Trekking in Toulon
As the ship approached misty hills specked with houses and white buildings, the usual procedure ensued; All students lined up on deck, wearing a variation of beige pants and the uniform shirts, eager to set foot on land.
The ship was stilled in the small port of Seyne Sur Mer, next to which a massive abandoned building stood. It impressed us all, with its red bricks and its wide walls sprayed over by many years’ worth of graffiti. When shore leave was announced the next day, I went out with a group of people to explore the building, hoping to get inside somehow. We were in luck: after a brief inspection, we had discovered a hole busted in the side of the wall. We crouched down, entering the building in uncertainty.
It’s when we stepped in that the greatness of the building overtook us. Mesmerized, we stood still for a few breathless seconds. In front of us was the great nothing, a space so empty yet so alive.

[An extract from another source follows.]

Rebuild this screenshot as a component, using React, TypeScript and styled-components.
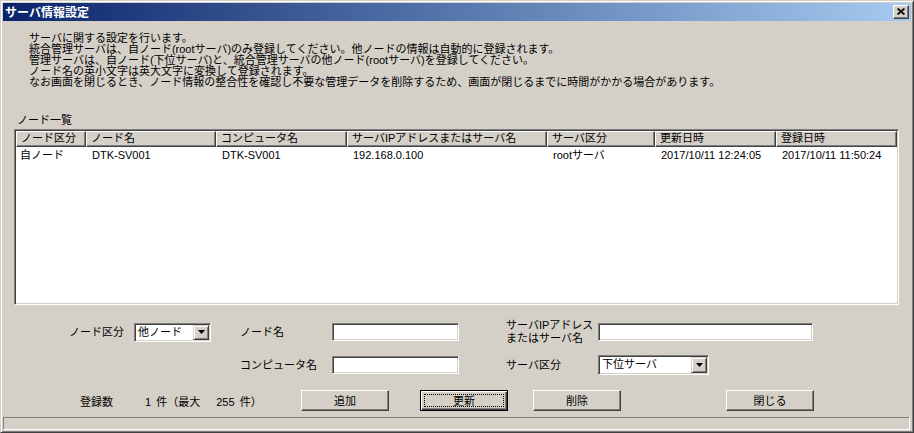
import React from "react";
import styled, { createGlobalStyle } from "styled-components";

// サーバ情報設定ダイアログ
const columns = [
  { key: "kind", label: "ノード区分", width: 70 },
  { key: "node", label: "ノード名", width: 130 },
  { key: "computer", label: "コンピュータ名", width: 131 },
  { key: "address", label: "サーバIPアドレスまたはサーバ名", width: 200 },
  { key: "serverKind", label: "サーバ区分", width: 108 },
  { key: "updated", label: "更新日時", width: 121 },
  { key: "created", label: "登録日時", width: 121 },
];

const nodes = [
  {
    kind: "自ノード",
    node: "DTK-SV001",
    computer: "DTK-SV001",
    address: "192.168.0.100",
    serverKind: "rootサーバ",
    updated: "2017/10/11 12:24:05",
    created: "2017/10/11 11:50:24",
  },
];

const notes = [
  "サーバに関する設定を行います。",
  "統合管理サーバは、自ノード(rootサーバ)のみ登録してください。他ノードの情報は自動的に登録されます。",
  "管理サーバは、自ノード(下位サーバ)と、統合管理サーバの他ノード(rootサーバ)を登録してください。",
  "ノード名の英小文字は英大文字に変換して登録されます。",
  "なお画面を閉じるとき、ノード情報の整合性を確認し不要な管理データを削除するため、画面が閉じるまでに時間がかかる場合があります。",
];

const gridColumns = columns.map((c) => `${c.width}px`).join(" ");

const ArrowDown = () => (
  <svg width="7" height="4" viewBox="0 0 7 4">
    <polygon points="0,0 7,0 3.5,4" fill="#000" />
  </svg>
);

const CloseGlyph = () => (
  <svg width="8" height="7" viewBox="0 0 8 7">
    <path d="M0.6 0.5 L7.4 6.5 M7.4 0.5 L0.6 6.5" stroke="#000" strokeWidth="1.7" fill="none" />
  </svg>
);

const App = () => {
  return (
    <>
      <GlobalStyle />
      <Window>
        <TitleBar>
          <Title>サーバ情報設定</Title>
          <CloseButton>
            <CloseGlyph />
          </CloseButton>
        </TitleBar>

        <Body>
          <Notes>
            {notes.map((line) => (
              <div key={line}>{line}</div>
            ))}
          </Notes>

          <SectionLabel>ノード一覧</SectionLabel>
          <ListView>
            <HeaderRow>
              {columns.map((c) => (
                <HeaderCell key={c.key}>{c.label}</HeaderCell>
              ))}
            </HeaderRow>
            {nodes.map((n) => (
              <DataRow key={n.node}>
                {columns.map((c) => (
                  <DataCell key={c.key}>{(n as any)[c.key]}</DataCell>
                ))}
              </DataRow>
            ))}
          </ListView>

          <Form>
            <FormLabel $col={1} $row={1} $right>
              ノード区分
            </FormLabel>
            <Field $col={2} $row={1}>
              <Combo $width={77} $height={19}>
                <ComboValue>他ノード</ComboValue>
                <DropButton>
                  <ArrowDown />
                </DropButton>
              </Combo>
            </Field>

            <FormLabel $col={3} $row={1}>ノード名</FormLabel>
            <Field $col={4} $row={1}>
              <TextBox $width={127} />
            </Field>

            <FormLabel $col={5} $row={1}>
              サーバIPアドレス
              <br />
              またはサーバ名
            </FormLabel>
            <Field $col={6} $row={1}>
              <TextBox $width={215} />
            </Field>

            <FormLabel $col={3} $row={2}>コンピュータ名</FormLabel>
            <Field $col={4} $row={2}>
              <TextBox $width={127} />
            </Field>

            <FormLabel $col={5} $row={2}>サーバ区分</FormLabel>
            <Field $col={6} $row={2}>
              <Combo $width={111} $height={20}>
                <ComboValue>下位サーバ</ComboValue>
                <DropButton>
                  <ArrowDown />
                </DropButton>
              </Combo>
            </Field>
          </Form>

          <ActionRow>
            <span>登録数</span>
            <Count>1 件（最大　 255 件）</Count>
            <PushButton>
              <ButtonFace>追加</ButtonFace>
            </PushButton>
            <PushButton $default>
              <ButtonFace $focused>更新</ButtonFace>
            </PushButton>
            <PushButton>
              <ButtonFace>削除</ButtonFace>
            </PushButton>
            <PushButton>
              <ButtonFace>閉じる</ButtonFace>
            </PushButton>
          </ActionRow>

          <StatusBar />
        </Body>
      </Window>
    </>
  );
};

export default App;

const GlobalStyle = createGlobalStyle`
  html, body {
    margin: 0;
    padding: 0;
    background: #d4d0c8;
  }
  body {
    font-family: "Liberation Sans", "Noto Sans CJK JP", sans-serif;
    font-size: 11px;
    color: #000;
  }
  * {
    box-sizing: border-box;
  }
`;

const Window = styled.div`
  width: 914px;
  height: 433px;
  display: flex;
  flex-direction: column;
  background: #d4d0c8;
  border: 1px solid;
  border-color: #d4d0c8 #404040 #404040 #d4d0c8;
  box-shadow: inset 1px 1px #fff, inset -1px -1px #808080;
  padding: 2px;
`;

const TitleBar = styled.div`
  height: 18px;
  flex-shrink: 0;
  display: flex;
  align-items: center;
  justify-content: space-between;
  padding: 0 2px 0 2px;
  background: linear-gradient(to right, #0a246a, #a6caf0);
`;

const Title = styled.span`
  color: #fff;
  font-family: "Noto Sans CJK JP", sans-serif;
  font-weight: bold;
  font-size: 12px;
  line-height: 18px;
`;

const CloseButton = styled.div`
  width: 16px;
  height: 14px;
  display: flex;
  align-items: center;
  justify-content: center;
  background: #d4d0c8;
  border: 1px solid;
  border-color: #fff #404040 #404040 #fff;
  box-shadow: inset -1px -1px #808080;
  padding-bottom: 1px;
`;

const Body = styled.div`
  flex: 1;
  display: flex;
  flex-direction: column;
`;

const Notes = styled.div`
  margin: 12px 0 0 26px;
  line-height: 11px;
  white-space: nowrap;
`;

const SectionLabel = styled.div`
  margin: 27px 0 0 14px;
  line-height: 11px;
`;

const ListView = styled.div`
  margin: 3px 0 0 11px;
  width: 885px;
  height: 176px;
  background: #fff;
  border: 1px solid;
  border-color: #808080 #fff #fff #808080;
  box-shadow: inset 1px 1px #404040, inset -1px -1px #d4d0c8;
  padding: 1px;
`;

const HeaderRow = styled.div`
  display: grid;
  grid-template-columns: ${gridColumns};
  height: 16px;
`;

const HeaderCell = styled.div`
  background: #d4d0c8;
  border: 1px solid;
  border-color: #fff #404040 #404040 #fff;
  box-shadow: inset -1px -1px #808080;
  padding-left: 4px;
  line-height: 13px;
  white-space: nowrap;
  overflow: hidden;
`;

const DataRow = styled.div`
  display: grid;
  grid-template-columns: ${gridColumns};
  height: 14px;
  margin-top: 1px;
`;

const DataCell = styled.div`
  padding-left: 6px;
  line-height: 14px;
  white-space: nowrap;
  overflow: hidden;
  &:first-child {
    padding-left: 4px;
  }
`;

const Form = styled.div`
  margin-top: 13px;
  display: grid;
  grid-template-columns: 131px 106px 92px 174px 92px 215px;
  grid-template-rows: 28px 20px;
  row-gap: 9px;
  align-items: center;
`;

const FormLabel = styled.div<{ $col: number; $row: number; $right?: boolean }>`
  grid-column: ${({ $col }) => $col};
  grid-row: ${({ $row }) => $row};
  text-align: ${({ $right }) => ($right ? "right" : "left")};
  padding-right: ${({ $right }) => ($right ? "10px" : "0")};
  line-height: 13px;
  white-space: nowrap;
`;

const Field = styled.div<{ $col: number; $row: number }>`
  grid-column: ${({ $col }) => $col};
  grid-row: ${({ $row }) => $row};
  display: flex;
  align-items: center;
`;

const Sunken = styled.div`
  background: #fff;
  border: 1px solid;
  border-color: #808080 #fff #fff #808080;
  box-shadow: inset 1px 1px #404040, inset -1px -1px #d4d0c8;
`;

const TextBox = styled(Sunken)<{ $width: number }>`
  width: ${({ $width }) => $width}px;
  height: 18px;
`;

const Combo = styled(Sunken)<{ $width: number; $height: number }>`
  width: ${({ $width }) => $width}px;
  height: ${({ $height }) => $height}px;
  display: flex;
  align-items: stretch;
  padding: 1px;
`;

const ComboValue = styled.div`
  flex: 1;
  padding-left: 2px;
  line-height: 15px;
  white-space: nowrap;
`;

const DropButton = styled.div`
  width: 16px;
  display: flex;
  align-items: center;
  justify-content: center;
  background: #d4d0c8;
  border: 1px solid;
  border-color: #d4d0c8 #404040 #404040 #d4d0c8;
  box-shadow: inset 1px 1px #fff, inset -1px -1px #808080;
`;

const ActionRow = styled.div`
  margin-top: 15px;
  padding-left: 77px;
  display: grid;
  grid-template-columns: 65px 156px 119px 113px 193px 88px;
  align-items: center;
  height: 21px;
  white-space: nowrap;
`;

const Count = styled.span`
  word-spacing: 2px;
`;

const PushButton = styled.div<{ $default?: boolean }>`
  width: 88px;
  height: 21px;
  display: flex;
  padding: ${({ $default }) => ($default ? "3px" : "2px")};
  background: #d4d0c8;
  border: 1px solid;
  border-color: ${({ $default }) => ($default ? "#000" : "#fff #404040 #404040 #fff")};
  box-shadow: ${({ $default }) =>
    $default
      ? "inset 1px 1px #fff, inset -1px -1px #404040, inset -2px -2px #808080"
      : "inset -1px -1px #808080"};
`;

const ButtonFace = styled.span<{ $focused?: boolean }>`
  flex: 1;
  display: flex;
  align-items: center;
  justify-content: center;
  border: 1px ${({ $focused }) => ($focused ? "dotted #000" : "solid transparent")};
  line-height: 12px;
`;

const StatusBar = styled.div`
  margin-top: auto;
  margin-right: 1px;
  height: 13px;
  border: 1px solid;
  border-color: #808080 #fff #fff #808080;
`;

Our first instinct was to run around, explore every single room. Light was pouring in from all windows, slicing through the dusty air and streaking the walls. A cathedral of darkness was displayed before us. After an hour, we left, off to explore the rest of the city.
Another highlight I have from Toulon occurred during the first afternoon spent there. Our goal was to get a hotel room: somewhere to rest, to clean ourselves and to get Wifi. We ventured out in the unknown city, eager to shower for more than 60 seconds. We hadn’t walked for more than ten minutes when lo and behold! On the side of the road, a small yellow building inscribed with the word “HOTEL” stood before us. All six of us, which included me, Carlo, Camila, Heidi, Siv Anita and Terese, squeezed in a two-person room.
Steam poured out of the showers as we all took turns cleaning ourselves, and music played as Carlo strummed the guitar and I attempted to play the ukulele. The moment I’ll remember most was when I was on the hotel roof, playing the ukulele peacefully as the city busied itself down below.
The city itself was quite poetic. Toulon was an old place, rather inactive, with many of its stores closed down. We had to take a ferry across the water to get to it, since the Sorlandet was stationed in the outskirts of the city. We took the ferry once to get to Mont Faron, the main attraction of Toulon. We let the telepheric carry us all the way up, where the hills were bare and the sun was hot. The trees were nothing but weak little saplings, growing on the pale rocks of the hill. Down below, the city shone under the sun’s reflected rays, sprawled across a bay. Every time I set my eyes on the ocean, I felt some sort of pride, knowing that this immensity was now our home. We would have stared at the view longer than we did, but of course, we were to abide to the ten o’clock curfew, the Sorlandet’s sacred timing.